*Task objective*: Repeat the listing word for word. No pictures belong in the copy.

* START *

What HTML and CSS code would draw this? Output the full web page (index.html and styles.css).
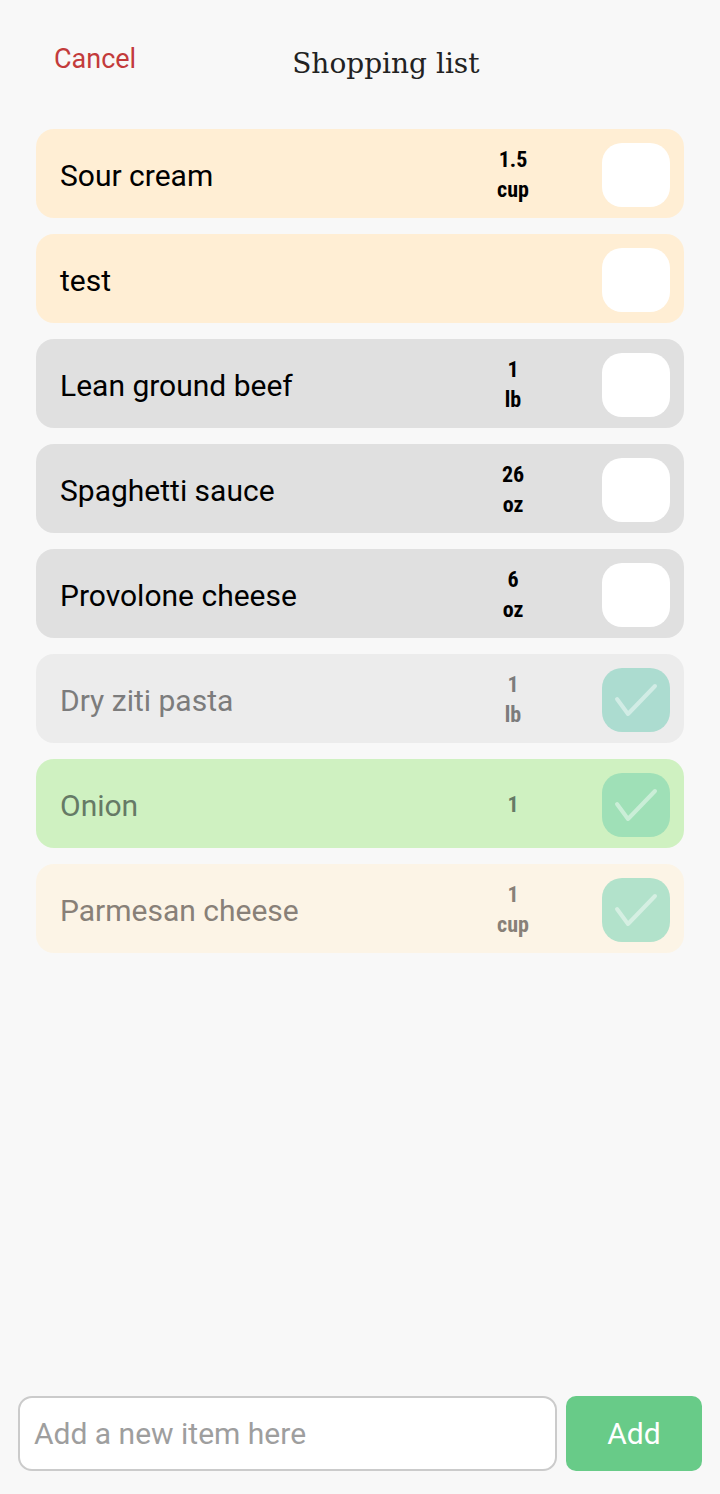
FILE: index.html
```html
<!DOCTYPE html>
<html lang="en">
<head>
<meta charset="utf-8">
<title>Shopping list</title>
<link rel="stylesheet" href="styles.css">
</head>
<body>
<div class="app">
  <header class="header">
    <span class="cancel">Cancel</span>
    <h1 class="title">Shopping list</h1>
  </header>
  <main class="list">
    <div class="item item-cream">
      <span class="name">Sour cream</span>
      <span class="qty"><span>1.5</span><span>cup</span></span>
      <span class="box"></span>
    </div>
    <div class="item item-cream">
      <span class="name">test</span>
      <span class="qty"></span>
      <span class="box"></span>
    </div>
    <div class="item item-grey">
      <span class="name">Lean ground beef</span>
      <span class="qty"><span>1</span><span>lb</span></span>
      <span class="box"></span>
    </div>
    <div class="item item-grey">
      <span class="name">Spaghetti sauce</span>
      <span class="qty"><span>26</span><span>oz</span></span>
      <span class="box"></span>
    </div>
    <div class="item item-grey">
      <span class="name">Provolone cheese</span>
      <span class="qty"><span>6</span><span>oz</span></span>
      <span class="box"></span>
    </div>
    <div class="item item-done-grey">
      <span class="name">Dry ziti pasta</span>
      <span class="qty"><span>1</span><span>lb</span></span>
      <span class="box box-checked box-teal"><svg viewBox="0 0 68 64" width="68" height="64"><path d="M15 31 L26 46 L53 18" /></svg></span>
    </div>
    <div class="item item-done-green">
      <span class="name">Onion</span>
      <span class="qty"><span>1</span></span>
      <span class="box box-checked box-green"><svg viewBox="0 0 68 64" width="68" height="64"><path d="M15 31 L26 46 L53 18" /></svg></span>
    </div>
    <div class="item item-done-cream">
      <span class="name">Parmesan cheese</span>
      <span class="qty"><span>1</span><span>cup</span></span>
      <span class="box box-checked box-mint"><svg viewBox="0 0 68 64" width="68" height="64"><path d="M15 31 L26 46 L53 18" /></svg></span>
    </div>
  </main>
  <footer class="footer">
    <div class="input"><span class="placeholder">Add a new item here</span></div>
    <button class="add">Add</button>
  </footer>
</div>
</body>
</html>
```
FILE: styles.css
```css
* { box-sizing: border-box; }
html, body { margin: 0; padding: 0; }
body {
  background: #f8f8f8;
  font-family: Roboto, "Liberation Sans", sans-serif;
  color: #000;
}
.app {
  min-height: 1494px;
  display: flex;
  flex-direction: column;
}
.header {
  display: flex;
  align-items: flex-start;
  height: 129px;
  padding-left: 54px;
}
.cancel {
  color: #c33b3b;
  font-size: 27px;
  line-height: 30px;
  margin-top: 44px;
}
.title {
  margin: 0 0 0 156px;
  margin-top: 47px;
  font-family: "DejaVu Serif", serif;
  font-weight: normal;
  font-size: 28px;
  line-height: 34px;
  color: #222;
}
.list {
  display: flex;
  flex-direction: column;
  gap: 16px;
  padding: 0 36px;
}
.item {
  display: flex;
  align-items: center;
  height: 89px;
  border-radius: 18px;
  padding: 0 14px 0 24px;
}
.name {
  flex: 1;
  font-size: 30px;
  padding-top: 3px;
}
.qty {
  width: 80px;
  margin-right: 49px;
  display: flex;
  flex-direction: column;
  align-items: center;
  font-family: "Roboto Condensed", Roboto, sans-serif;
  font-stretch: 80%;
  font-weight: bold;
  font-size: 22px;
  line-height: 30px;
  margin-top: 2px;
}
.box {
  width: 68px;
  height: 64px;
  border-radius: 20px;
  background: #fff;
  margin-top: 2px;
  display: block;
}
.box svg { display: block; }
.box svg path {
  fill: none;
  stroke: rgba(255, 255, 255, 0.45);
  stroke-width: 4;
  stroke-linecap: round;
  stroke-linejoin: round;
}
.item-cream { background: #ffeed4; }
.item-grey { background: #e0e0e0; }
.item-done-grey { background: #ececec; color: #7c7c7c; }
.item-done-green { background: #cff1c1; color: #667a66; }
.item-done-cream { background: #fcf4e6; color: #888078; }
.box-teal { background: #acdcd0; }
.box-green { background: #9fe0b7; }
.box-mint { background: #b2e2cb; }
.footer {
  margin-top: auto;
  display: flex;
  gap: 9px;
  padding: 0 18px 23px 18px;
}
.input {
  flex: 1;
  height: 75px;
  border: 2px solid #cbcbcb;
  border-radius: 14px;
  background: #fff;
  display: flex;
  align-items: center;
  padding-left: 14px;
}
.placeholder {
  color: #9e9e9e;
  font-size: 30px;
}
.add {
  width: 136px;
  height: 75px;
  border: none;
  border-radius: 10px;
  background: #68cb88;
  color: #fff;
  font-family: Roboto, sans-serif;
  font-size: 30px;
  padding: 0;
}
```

* END *

*Response*:
What HTML and CSS code would draw this? Output the full web page (index.html and styles.css).
FILE: index.html
```html
<!DOCTYPE html>
<html lang="en">
<head>
<meta charset="utf-8">
<title>Shopping list</title>
<link rel="stylesheet" href="styles.css">
</head>
<body>
<div class="app">
  <header class="header">
    <span class="cancel">Cancel</span>
    <h1 class="title">Shopping list</h1>
  </header>
  <main class="list">
    <div class="item item-cream">
      <span class="name">Sour cream</span>
      <span class="qty"><span>1.5</span><span>cup</span></span>
      <span class="box"></span>
    </div>
    <div class="item item-cream">
      <span class="name">test</span>
      <span class="qty"></span>
      <span class="box"></span>
    </div>
    <div class="item item-grey">
      <span class="name">Lean ground beef</span>
      <span class="qty"><span>1</span><span>lb</span></span>
      <span class="box"></span>
    </div>
    <div class="item item-grey">
      <span class="name">Spaghetti sauce</span>
      <span class="qty"><span>26</span><span>oz</span></span>
      <span class="box"></span>
    </div>
    <div class="item item-grey">
      <span class="name">Provolone cheese</span>
      <span class="qty"><span>6</span><span>oz</span></span>
      <span class="box"></span>
    </div>
    <div class="item item-done-grey">
      <span class="name">Dry ziti pasta</span>
      <span class="qty"><span>1</span><span>lb</span></span>
      <span class="box box-checked box-teal"><svg viewBox="0 0 68 64" width="68" height="64"><path d="M15 31 L26 46 L53 18" /></svg></span>
    </div>
    <div class="item item-done-green">
      <span class="name">Onion</span>
      <span class="qty"><span>1</span></span>
      <span class="box box-checked box-green"><svg viewBox="0 0 68 64" width="68" height="64"><path d="M15 31 L26 46 L53 18" /></svg></span>
    </div>
    <div class="item item-done-cream">
      <span class="name">Parmesan cheese</span>
      <span class="qty"><span>1</span><span>cup</span></span>
      <span class="box box-checked box-mint"><svg viewBox="0 0 68 64" width="68" height="64"><path d="M15 31 L26 46 L53 18" /></svg></span>
    </div>
  </main>
  <footer class="footer">
    <div class="input"><span class="placeholder">Add a new item here</span></div>
    <button class="add">Add</button>
  </footer>
</div>
</body>
</html>
```
FILE: styles.css
```css
* { box-sizing: border-box; }
html, body { margin: 0; padding: 0; }
body {
  background: #f8f8f8;
  font-family: Roboto, "Liberation Sans", sans-serif;
  color: #000;
}
.app {
  min-height: 1494px;
  display: flex;
  flex-direction: column;
}
.header {
  display: flex;
  align-items: flex-start;
  height: 129px;
  padding-left: 54px;
}
.cancel {
  color: #c33b3b;
  font-size: 27px;
  line-height: 30px;
  margin-top: 44px;
}
.title {
  margin: 0 0 0 156px;
  margin-top: 47px;
  font-family: "DejaVu Serif", serif;
  font-weight: normal;
  font-size: 28px;
  line-height: 34px;
  color: #222;
}
.list {
  display: flex;
  flex-direction: column;
  gap: 16px;
  padding: 0 36px;
}
.item {
  display: flex;
  align-items: center;
  height: 89px;
  border-radius: 18px;
  padding: 0 14px 0 24px;
}
.name {
  flex: 1;
  font-size: 30px;
  padding-top: 3px;
}
.qty {
  width: 80px;
  margin-right: 49px;
  display: flex;
  flex-direction: column;
  align-items: center;
  font-family: "Roboto Condensed", Roboto, sans-serif;
  font-stretch: 80%;
  font-weight: bold;
  font-size: 22px;
  line-height: 30px;
  margin-top: 2px;
}
.box {
  width: 68px;
  height: 64px;
  border-radius: 20px;
  background: #fff;
  margin-top: 2px;
  display: block;
}
.box svg { display: block; }
.box svg path {
  fill: none;
  stroke: rgba(255, 255, 255, 0.45);
  stroke-width: 4;
  stroke-linecap: round;
  stroke-linejoin: round;
}
.item-cream { background: #ffeed4; }
.item-grey { background: #e0e0e0; }
.item-done-grey { background: #ececec; color: #7c7c7c; }
.item-done-green { background: #cff1c1; color: #667a66; }
.item-done-cream { background: #fcf4e6; color: #888078; }
.box-teal { background: #acdcd0; }
.box-green { background: #9fe0b7; }
.box-mint { background: #b2e2cb; }
.footer {
  margin-top: auto;
  display: flex;
  gap: 9px;
  padding: 0 18px 23px 18px;
}
.input {
  flex: 1;
  height: 75px;
  border: 2px solid #cbcbcb;
  border-radius: 14px;
  background: #fff;
  display: flex;
  align-items: center;
  padding-left: 14px;
}
.placeholder {
  color: #9e9e9e;
  font-size: 30px;
}
.add {
  width: 136px;
  height: 75px;
  border: none;
  border-radius: 10px;
  background: #68cb88;
  color: #fff;
  font-family: Roboto, sans-serif;
  font-size: 30px;
  padding: 0;
}
```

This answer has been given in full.